Career
On September 17, 1883 she became an actress on the Brooklyn Grand Opera House stage. Her name was incorrectly spelled "Robson" in the billing, which she used from that point forward "for good luck". Over the next several decades, she flourished on the stage as a comedienne and character actress. Her success was partly due to her affiliation with powerful manager and producer Charles Frohman and the Theatrical Syndicate. Robson had established her own touring theatrical company by 1911.
She appeared as herself at her Long Island home in a cameo with one of her adult daughters in the 1915 silent How Molly Made Good, a film that's available on DVD. She starred in the 1916 silent film A Night Out, an adaptation of the play she co-wrote, The Three Lights.

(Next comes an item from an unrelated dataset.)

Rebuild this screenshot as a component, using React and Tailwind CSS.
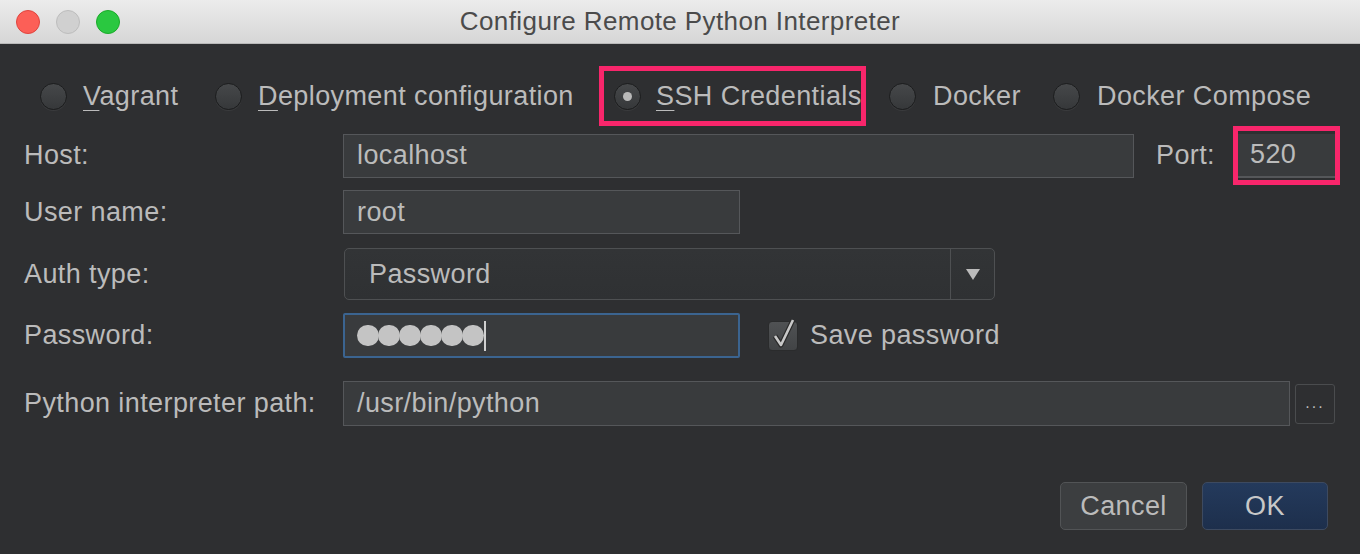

In 1927 Robson went to Hollywood where she would have a successful film career as a senior aged woman. Among her starring roles was 1931's The She-Wolf, in which she was cast as a miserly millionaire businesswoman based on Hetty Green. She also starred in the final segment of the anthology film If I Had a Million (1932) as a rest home resident who gets a new lease on life when she is given a $1,000,000 check by a dying business tycoon. She played the Queen of Hearts in Alice in Wonderland (1933), Countess Vronsky in Anna Karenina (1936), Aunt Elizabeth in Bringing Up Baby (1938), Aunt Polly in The Adventures of Tom Sawyer (1938), and a sharp-tongued Granny in A Star Is Born (1937). Miss Robson was top-billed as late as 1940, starring in Granny Get Your Gun at age 82. Her last film was 1942's Joan of Paris.